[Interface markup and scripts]
>>>>

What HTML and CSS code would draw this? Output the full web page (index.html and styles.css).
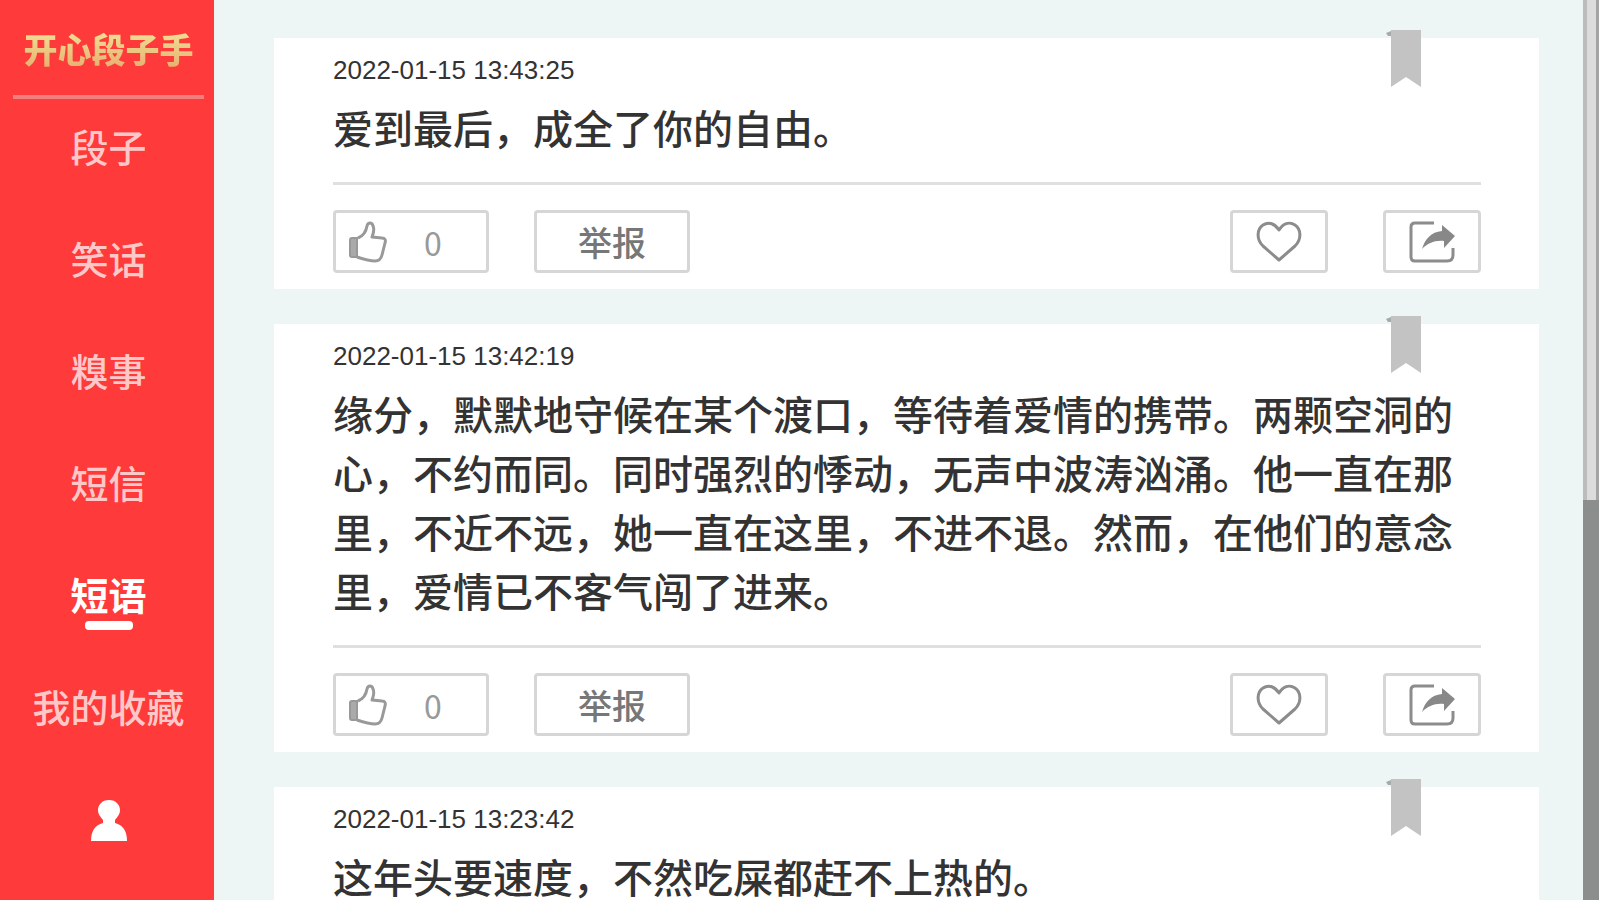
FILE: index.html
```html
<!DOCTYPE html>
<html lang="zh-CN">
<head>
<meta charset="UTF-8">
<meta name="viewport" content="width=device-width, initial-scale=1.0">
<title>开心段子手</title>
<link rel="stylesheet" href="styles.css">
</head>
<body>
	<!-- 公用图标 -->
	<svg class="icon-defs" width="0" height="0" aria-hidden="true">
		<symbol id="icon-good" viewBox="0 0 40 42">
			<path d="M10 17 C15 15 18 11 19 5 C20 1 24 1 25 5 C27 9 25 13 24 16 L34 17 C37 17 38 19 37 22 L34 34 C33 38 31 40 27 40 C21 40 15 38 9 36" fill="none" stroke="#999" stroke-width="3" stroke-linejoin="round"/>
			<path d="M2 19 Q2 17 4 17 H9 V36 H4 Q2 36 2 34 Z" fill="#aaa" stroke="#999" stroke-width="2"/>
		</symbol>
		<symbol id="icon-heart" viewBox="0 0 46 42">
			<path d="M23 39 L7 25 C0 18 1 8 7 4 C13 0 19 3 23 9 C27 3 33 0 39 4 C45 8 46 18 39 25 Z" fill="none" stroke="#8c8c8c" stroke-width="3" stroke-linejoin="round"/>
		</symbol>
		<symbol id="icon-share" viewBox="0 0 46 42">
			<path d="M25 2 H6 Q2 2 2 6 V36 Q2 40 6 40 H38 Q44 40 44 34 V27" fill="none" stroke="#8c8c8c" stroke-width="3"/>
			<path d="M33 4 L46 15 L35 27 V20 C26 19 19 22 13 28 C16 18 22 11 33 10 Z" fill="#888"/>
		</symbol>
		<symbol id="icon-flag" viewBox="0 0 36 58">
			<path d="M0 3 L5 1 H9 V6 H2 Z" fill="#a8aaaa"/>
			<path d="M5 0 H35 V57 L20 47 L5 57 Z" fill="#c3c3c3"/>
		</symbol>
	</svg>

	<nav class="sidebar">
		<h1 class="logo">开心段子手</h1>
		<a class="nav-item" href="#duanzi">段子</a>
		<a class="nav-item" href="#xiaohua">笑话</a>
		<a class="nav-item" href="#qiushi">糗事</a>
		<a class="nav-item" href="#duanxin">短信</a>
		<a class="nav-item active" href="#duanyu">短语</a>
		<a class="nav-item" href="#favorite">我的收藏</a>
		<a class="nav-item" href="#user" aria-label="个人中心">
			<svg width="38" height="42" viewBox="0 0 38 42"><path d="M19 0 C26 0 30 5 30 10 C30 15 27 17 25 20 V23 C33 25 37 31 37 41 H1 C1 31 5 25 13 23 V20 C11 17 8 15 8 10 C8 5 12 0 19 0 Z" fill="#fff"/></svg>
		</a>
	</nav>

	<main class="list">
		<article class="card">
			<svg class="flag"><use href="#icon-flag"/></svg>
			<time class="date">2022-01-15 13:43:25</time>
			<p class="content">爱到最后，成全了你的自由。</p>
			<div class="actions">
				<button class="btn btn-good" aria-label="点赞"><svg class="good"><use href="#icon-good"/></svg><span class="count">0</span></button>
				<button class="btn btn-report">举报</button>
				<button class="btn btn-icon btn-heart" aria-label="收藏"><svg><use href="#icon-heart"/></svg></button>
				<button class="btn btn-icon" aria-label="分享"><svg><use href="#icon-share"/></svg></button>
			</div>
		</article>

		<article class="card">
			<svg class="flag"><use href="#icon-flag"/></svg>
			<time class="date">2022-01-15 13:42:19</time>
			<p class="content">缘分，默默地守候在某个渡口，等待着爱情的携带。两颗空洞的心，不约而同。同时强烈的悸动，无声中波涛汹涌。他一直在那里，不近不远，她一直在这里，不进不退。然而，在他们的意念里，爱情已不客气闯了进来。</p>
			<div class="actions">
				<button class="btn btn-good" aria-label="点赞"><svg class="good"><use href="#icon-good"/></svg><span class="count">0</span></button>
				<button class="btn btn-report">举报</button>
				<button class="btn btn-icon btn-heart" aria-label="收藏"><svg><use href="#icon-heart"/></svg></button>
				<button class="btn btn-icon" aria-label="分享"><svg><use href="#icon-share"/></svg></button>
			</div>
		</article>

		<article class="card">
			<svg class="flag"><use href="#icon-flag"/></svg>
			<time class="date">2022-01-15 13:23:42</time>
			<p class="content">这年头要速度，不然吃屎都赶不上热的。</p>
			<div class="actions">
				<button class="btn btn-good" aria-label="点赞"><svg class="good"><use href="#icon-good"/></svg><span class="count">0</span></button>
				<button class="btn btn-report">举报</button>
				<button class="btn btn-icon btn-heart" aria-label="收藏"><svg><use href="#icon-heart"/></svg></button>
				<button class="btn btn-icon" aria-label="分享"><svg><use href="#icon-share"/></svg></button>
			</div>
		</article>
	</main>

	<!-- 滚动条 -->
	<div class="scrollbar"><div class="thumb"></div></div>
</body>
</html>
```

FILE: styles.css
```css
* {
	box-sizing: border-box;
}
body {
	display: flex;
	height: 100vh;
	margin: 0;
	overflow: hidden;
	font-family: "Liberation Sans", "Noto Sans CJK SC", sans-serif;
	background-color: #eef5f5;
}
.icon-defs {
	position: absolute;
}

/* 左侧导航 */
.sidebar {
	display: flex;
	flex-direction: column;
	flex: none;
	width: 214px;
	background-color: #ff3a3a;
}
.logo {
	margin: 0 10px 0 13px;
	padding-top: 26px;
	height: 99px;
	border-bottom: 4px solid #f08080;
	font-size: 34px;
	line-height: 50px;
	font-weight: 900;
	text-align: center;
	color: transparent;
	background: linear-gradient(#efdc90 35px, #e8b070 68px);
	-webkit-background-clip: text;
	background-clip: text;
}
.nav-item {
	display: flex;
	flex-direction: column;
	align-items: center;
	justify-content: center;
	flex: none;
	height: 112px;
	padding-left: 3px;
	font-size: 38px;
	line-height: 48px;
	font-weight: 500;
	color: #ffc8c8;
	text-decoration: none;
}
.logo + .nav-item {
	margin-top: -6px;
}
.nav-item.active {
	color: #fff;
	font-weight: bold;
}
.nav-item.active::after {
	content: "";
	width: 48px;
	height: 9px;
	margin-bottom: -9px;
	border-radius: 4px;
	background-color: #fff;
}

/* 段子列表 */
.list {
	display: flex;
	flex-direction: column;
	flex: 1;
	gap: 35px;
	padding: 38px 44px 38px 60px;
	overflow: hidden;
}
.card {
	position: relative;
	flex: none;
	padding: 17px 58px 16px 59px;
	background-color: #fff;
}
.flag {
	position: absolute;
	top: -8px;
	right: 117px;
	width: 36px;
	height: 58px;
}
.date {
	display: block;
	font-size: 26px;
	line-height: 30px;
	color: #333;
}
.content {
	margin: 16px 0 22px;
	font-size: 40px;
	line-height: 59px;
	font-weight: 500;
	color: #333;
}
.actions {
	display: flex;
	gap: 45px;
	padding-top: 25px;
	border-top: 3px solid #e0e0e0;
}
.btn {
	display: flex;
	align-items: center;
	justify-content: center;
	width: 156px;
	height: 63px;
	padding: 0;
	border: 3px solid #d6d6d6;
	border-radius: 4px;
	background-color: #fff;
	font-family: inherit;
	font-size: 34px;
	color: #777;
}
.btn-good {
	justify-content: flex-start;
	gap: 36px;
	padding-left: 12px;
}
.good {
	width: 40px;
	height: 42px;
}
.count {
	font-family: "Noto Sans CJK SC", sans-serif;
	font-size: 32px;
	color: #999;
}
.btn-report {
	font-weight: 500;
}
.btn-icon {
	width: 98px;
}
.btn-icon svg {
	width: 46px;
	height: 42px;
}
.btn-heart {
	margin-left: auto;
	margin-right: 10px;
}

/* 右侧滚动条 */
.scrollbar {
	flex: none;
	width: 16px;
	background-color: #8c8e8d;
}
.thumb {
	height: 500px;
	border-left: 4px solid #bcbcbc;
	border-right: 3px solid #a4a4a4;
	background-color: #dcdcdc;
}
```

<<<<
>>>>

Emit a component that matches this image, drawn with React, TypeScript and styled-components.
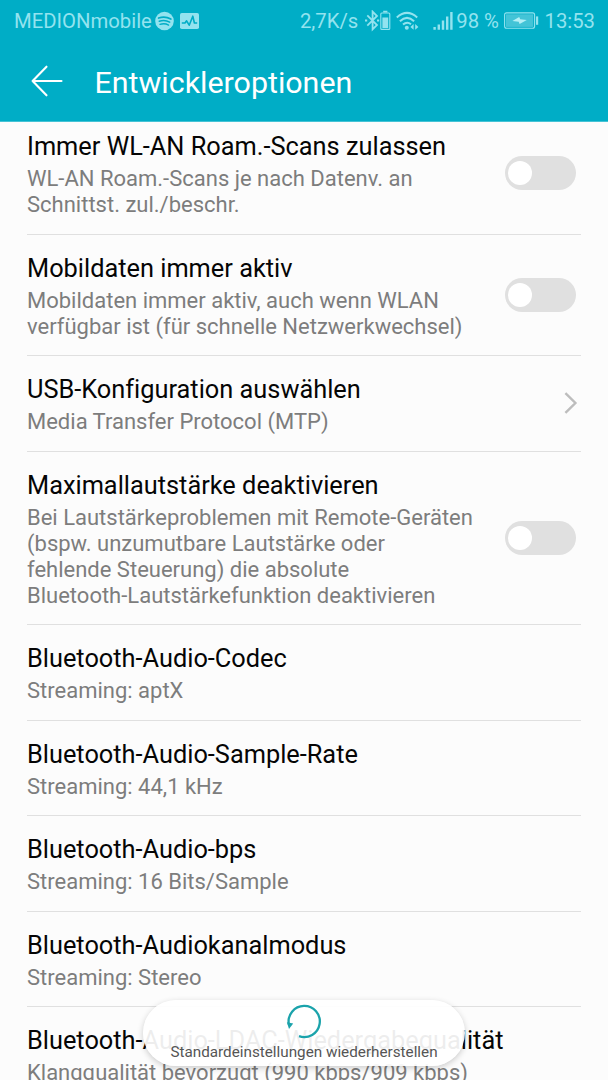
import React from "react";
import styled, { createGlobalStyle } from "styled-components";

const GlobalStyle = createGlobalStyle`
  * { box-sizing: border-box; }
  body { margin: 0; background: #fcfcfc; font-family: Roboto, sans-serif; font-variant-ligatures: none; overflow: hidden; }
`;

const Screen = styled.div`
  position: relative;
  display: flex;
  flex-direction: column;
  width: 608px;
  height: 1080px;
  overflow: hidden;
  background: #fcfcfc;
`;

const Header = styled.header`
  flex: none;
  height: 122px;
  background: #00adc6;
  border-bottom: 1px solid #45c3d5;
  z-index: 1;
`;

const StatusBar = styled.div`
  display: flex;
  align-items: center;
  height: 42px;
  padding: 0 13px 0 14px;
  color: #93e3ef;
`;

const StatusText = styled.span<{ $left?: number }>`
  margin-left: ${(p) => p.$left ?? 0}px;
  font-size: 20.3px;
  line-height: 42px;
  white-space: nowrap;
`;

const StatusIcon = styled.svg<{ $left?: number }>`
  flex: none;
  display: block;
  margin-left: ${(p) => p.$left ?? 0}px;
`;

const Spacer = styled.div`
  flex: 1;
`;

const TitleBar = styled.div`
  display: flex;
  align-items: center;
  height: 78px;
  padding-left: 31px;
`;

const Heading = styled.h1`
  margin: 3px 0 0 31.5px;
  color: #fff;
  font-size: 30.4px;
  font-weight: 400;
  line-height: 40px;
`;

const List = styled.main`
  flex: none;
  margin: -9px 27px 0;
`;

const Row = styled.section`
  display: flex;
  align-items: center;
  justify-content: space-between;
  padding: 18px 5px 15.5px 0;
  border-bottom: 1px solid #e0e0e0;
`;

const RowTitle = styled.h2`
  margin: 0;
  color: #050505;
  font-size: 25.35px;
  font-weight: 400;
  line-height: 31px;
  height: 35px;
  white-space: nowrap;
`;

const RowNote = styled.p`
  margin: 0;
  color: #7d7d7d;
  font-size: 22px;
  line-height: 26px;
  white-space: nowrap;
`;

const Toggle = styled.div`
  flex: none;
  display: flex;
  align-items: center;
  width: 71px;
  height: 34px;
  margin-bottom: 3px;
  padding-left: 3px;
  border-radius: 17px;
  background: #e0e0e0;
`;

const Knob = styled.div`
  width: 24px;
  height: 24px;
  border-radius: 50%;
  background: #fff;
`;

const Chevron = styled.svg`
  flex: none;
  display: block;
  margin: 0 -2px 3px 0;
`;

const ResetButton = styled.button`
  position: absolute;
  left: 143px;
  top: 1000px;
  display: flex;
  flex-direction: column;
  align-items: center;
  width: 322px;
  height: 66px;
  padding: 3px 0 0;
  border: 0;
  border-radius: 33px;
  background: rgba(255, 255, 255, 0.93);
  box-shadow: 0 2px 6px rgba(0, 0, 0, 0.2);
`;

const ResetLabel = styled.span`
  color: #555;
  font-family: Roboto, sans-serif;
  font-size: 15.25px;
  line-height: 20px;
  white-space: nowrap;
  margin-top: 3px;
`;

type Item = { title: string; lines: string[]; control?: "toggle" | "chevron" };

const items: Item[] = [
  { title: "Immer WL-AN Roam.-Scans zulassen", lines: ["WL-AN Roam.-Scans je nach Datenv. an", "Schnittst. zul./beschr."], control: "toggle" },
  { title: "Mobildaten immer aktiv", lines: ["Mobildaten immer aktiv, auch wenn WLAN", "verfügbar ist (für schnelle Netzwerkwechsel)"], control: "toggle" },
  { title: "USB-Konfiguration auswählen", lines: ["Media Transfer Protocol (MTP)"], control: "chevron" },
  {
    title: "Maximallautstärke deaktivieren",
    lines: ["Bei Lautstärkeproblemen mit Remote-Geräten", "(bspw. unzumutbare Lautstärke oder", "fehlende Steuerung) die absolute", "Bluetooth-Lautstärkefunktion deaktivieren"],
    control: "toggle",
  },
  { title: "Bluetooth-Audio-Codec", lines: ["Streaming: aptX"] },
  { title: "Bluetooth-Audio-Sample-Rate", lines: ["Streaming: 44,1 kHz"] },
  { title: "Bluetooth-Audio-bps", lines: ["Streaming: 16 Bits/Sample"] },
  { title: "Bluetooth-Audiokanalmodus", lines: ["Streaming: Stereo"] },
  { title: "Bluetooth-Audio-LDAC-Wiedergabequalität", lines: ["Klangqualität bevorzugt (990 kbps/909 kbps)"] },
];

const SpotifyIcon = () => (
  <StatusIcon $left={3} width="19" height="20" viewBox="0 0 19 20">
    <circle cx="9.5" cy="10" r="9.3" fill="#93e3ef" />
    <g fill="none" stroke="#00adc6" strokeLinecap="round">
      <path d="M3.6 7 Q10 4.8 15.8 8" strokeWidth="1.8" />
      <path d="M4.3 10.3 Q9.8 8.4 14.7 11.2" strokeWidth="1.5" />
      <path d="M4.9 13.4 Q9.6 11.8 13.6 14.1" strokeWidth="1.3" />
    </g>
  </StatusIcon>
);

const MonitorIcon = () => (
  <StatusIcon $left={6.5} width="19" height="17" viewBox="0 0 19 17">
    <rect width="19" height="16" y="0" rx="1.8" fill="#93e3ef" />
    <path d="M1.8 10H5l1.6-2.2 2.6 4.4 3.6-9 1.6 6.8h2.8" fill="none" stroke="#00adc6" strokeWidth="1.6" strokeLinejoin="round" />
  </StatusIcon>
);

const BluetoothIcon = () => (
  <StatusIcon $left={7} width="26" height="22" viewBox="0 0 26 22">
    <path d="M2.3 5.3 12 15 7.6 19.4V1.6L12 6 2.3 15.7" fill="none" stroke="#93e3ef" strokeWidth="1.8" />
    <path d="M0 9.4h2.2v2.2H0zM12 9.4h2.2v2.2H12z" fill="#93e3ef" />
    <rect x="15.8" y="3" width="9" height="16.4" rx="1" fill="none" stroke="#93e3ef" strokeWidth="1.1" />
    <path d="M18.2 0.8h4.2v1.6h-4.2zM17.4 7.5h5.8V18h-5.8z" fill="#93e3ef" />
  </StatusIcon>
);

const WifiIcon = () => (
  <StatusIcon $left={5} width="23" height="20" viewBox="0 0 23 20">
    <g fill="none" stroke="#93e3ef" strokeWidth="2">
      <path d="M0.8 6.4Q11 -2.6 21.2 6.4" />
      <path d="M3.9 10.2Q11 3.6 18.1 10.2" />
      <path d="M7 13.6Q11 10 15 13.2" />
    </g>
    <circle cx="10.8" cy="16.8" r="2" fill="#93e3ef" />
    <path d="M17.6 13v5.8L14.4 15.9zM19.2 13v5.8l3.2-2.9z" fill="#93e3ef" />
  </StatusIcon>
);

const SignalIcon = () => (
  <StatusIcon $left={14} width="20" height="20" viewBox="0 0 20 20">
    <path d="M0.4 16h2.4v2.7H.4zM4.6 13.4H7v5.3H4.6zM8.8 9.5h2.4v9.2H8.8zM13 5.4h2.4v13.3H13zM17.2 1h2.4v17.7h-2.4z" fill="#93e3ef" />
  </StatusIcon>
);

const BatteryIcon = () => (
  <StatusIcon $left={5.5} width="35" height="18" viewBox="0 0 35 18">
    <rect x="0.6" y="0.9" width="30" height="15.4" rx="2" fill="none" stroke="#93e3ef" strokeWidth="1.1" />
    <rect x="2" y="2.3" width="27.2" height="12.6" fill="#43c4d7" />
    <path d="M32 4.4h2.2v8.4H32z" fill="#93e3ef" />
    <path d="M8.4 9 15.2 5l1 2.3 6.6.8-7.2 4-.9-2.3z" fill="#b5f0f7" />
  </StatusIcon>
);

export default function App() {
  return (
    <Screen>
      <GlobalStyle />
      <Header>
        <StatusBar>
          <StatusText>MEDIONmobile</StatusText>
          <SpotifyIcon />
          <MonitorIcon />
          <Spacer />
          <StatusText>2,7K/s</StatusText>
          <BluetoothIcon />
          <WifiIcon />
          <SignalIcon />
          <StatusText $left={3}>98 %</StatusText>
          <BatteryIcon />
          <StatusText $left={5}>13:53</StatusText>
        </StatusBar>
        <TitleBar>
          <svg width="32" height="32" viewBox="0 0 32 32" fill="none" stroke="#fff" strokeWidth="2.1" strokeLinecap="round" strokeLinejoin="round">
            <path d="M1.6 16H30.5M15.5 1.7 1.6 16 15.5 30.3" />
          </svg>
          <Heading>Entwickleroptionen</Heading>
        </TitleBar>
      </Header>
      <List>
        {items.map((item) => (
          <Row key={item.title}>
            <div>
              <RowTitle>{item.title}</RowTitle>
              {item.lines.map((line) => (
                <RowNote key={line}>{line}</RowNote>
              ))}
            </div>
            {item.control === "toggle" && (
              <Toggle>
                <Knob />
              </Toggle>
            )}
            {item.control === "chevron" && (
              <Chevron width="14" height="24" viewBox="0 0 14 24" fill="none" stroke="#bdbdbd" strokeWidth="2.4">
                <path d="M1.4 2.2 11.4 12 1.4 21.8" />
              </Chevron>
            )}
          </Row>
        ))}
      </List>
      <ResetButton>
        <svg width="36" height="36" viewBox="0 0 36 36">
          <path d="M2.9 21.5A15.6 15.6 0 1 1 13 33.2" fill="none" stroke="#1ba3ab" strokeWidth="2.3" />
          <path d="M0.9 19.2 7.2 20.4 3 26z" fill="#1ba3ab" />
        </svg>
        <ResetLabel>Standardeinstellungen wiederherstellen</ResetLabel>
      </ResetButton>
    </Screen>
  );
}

<<<<

◆ **PROBLEM STATEMENT**
Go through the listing above and work out how many lines contain the string "this". Reply with the number alone.

◆ **SOLUTION**
2